Examine the material below. Gather every line in which the string "Tailwind" appears.

# Source records:
━━━━━━━━━━
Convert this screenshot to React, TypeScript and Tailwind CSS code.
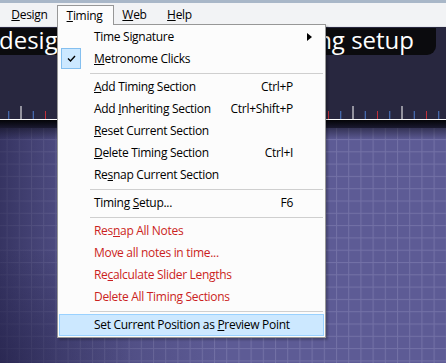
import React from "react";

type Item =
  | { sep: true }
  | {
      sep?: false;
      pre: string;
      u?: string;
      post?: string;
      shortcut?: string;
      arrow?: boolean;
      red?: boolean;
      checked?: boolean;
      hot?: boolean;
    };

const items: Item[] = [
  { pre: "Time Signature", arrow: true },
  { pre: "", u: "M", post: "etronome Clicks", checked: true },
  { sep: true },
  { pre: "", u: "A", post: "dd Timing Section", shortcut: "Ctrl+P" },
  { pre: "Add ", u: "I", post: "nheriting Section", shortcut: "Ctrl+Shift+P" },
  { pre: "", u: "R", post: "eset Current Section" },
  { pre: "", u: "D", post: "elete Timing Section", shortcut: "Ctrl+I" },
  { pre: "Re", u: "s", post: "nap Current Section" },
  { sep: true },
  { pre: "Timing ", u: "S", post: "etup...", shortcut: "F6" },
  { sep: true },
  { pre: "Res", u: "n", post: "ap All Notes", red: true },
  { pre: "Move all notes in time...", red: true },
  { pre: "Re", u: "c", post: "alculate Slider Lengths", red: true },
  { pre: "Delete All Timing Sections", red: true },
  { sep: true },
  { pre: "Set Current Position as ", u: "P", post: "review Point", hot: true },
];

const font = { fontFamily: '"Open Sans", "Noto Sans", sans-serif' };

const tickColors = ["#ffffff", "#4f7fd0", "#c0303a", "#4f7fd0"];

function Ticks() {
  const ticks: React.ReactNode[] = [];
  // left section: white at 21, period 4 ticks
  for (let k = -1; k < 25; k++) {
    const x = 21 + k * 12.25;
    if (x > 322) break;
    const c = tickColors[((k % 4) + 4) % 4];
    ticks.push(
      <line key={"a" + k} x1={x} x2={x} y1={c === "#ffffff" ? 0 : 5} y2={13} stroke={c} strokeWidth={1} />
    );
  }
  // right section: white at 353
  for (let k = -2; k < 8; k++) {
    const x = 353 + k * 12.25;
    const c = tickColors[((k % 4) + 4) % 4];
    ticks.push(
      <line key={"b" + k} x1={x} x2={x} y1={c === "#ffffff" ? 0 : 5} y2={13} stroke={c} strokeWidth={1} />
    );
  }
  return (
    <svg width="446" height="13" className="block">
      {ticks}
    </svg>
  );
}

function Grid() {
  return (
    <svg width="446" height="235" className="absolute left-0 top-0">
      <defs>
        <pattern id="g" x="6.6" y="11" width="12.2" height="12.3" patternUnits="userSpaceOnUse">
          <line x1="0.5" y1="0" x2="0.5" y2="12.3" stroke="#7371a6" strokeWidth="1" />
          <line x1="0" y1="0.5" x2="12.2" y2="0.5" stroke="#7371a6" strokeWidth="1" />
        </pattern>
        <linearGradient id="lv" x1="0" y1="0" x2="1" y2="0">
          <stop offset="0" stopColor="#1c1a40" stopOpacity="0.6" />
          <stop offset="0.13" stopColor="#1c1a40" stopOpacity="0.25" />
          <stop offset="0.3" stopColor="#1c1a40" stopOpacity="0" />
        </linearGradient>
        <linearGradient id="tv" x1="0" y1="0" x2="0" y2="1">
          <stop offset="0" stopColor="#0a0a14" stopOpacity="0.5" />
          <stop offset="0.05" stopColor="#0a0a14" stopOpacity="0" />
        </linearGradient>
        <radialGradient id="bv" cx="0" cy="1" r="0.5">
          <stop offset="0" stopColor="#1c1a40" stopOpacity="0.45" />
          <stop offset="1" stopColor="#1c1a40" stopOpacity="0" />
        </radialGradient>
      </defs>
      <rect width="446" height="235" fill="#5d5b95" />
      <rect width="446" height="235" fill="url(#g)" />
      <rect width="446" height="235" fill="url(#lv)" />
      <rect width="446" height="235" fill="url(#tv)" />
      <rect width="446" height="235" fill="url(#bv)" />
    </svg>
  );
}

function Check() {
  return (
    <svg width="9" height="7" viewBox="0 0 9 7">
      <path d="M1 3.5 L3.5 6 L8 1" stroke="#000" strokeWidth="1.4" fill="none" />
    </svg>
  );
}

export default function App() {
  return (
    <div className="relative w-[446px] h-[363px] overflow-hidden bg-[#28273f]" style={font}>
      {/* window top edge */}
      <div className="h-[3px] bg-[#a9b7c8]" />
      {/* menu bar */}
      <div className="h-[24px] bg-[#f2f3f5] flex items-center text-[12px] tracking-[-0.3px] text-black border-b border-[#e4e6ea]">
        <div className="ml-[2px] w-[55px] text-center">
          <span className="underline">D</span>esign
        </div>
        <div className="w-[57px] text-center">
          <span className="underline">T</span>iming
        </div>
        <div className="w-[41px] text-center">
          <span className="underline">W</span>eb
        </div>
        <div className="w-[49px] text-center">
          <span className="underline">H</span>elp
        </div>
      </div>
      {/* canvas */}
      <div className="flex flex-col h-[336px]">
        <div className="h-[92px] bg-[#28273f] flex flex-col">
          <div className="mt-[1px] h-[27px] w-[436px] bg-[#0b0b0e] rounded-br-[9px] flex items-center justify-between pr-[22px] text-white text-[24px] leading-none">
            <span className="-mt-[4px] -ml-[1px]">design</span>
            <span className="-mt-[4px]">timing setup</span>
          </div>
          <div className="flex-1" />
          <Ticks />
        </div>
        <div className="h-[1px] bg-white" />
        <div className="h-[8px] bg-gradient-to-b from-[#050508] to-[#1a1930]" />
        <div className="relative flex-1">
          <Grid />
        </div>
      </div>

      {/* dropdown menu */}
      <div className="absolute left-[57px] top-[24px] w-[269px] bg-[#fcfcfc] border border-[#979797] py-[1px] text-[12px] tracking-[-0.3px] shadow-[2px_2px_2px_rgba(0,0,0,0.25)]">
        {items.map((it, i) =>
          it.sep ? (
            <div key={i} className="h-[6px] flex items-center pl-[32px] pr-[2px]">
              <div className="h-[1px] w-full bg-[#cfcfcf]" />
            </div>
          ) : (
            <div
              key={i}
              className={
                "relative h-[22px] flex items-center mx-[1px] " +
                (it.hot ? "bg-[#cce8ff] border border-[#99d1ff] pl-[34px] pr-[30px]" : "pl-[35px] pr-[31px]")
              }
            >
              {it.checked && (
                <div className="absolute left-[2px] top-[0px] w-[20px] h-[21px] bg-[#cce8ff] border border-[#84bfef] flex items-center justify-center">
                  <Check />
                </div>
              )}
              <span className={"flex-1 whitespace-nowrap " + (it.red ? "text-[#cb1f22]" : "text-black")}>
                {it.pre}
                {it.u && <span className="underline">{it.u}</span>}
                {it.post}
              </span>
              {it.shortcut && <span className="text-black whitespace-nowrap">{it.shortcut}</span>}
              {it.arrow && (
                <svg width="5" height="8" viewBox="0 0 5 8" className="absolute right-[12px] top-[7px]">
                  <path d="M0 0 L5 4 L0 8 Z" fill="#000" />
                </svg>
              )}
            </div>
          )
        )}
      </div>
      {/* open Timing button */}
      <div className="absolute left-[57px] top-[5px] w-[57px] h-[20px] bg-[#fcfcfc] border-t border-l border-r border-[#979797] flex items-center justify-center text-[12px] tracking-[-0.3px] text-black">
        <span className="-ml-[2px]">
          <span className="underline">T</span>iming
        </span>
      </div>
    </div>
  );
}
━━━━━━━━━━
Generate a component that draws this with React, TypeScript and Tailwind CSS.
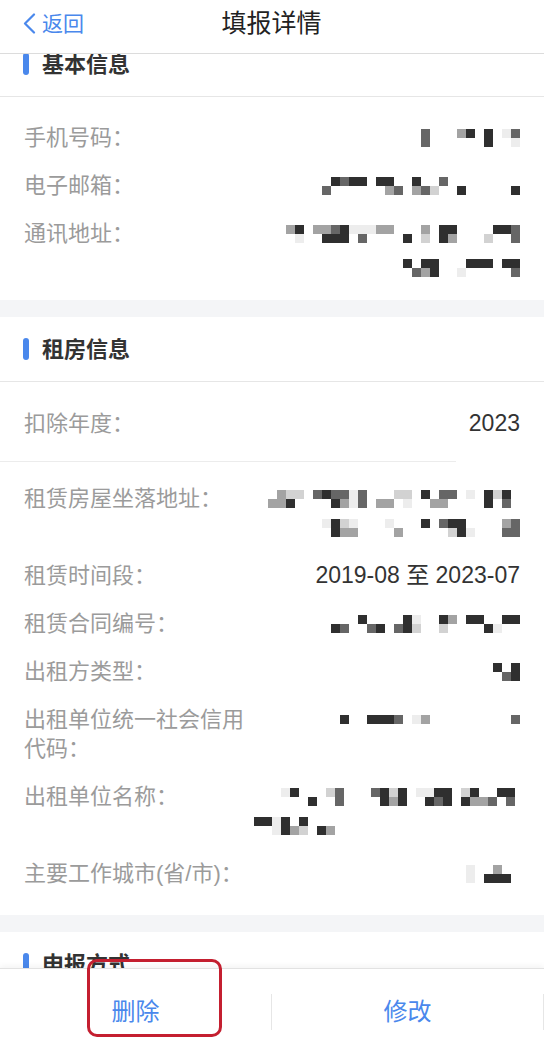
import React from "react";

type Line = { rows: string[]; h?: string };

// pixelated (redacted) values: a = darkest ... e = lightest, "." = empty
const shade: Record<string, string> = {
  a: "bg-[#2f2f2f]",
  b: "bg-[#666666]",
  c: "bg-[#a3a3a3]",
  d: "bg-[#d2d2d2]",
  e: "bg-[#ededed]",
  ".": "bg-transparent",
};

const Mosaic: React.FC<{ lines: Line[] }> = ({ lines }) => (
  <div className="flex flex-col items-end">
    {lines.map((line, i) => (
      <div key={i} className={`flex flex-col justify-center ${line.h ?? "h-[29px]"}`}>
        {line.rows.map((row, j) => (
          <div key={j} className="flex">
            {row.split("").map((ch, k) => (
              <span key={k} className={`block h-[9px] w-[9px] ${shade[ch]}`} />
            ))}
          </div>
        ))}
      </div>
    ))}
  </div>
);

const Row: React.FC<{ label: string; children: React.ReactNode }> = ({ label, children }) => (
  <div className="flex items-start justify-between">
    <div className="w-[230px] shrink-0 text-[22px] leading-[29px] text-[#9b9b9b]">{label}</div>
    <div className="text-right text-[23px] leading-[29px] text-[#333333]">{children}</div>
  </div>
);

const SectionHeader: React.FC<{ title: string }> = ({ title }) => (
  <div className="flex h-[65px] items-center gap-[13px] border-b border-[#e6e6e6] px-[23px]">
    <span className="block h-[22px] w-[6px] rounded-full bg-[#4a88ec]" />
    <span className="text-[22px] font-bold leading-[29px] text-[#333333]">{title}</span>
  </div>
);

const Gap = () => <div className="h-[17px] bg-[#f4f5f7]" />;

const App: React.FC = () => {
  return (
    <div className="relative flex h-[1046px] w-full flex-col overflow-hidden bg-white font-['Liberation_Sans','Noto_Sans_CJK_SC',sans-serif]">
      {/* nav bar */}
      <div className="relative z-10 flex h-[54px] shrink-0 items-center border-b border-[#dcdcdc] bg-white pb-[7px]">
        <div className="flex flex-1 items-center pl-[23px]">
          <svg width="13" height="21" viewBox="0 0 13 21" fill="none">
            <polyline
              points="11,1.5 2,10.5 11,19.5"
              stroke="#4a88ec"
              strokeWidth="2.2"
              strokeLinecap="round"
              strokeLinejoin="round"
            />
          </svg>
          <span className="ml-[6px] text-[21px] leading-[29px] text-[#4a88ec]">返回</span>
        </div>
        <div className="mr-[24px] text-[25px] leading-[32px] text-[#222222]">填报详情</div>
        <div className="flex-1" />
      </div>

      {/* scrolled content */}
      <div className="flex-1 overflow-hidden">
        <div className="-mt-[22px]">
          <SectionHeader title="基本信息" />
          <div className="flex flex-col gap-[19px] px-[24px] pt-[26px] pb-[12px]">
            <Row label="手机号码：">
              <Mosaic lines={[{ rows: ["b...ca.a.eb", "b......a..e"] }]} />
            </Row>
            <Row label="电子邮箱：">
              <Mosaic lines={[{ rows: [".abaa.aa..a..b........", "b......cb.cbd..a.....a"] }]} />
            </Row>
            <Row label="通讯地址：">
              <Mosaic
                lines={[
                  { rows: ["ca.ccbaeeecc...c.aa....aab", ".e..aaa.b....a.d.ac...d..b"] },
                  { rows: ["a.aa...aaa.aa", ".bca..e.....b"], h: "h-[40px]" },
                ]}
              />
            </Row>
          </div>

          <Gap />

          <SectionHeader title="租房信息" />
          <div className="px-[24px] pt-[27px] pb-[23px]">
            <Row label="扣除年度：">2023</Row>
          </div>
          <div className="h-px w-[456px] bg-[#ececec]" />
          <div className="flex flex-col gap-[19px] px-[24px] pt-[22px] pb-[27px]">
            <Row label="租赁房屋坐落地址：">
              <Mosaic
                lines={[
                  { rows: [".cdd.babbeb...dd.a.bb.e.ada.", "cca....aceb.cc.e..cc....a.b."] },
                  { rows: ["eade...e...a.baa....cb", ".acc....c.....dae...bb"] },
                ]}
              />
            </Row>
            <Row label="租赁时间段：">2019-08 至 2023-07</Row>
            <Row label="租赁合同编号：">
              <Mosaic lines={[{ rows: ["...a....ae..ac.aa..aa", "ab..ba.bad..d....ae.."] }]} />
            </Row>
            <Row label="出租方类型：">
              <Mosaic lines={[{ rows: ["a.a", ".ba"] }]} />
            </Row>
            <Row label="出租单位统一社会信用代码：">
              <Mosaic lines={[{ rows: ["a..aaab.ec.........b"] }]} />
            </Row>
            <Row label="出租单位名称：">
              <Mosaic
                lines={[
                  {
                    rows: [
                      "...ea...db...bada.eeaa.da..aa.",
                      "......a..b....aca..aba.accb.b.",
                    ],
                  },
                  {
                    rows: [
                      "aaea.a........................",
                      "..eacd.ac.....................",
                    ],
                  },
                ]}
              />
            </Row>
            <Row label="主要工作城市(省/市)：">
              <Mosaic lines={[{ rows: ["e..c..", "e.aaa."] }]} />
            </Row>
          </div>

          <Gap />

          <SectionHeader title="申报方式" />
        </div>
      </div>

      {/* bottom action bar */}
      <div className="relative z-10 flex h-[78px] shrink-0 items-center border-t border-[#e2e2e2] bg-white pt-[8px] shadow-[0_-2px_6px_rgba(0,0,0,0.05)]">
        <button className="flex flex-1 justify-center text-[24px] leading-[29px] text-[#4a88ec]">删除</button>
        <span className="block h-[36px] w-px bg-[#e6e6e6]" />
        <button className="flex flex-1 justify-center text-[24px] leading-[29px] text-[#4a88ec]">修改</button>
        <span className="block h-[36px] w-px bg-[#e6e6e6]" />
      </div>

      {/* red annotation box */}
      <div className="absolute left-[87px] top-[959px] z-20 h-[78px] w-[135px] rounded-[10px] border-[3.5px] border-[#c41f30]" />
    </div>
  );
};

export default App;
━━━━━━━━━━
# Correct result:
Convert this screenshot to React, TypeScript and Tailwind CSS code.
Generate a component that draws this with React, TypeScript and Tailwind CSS.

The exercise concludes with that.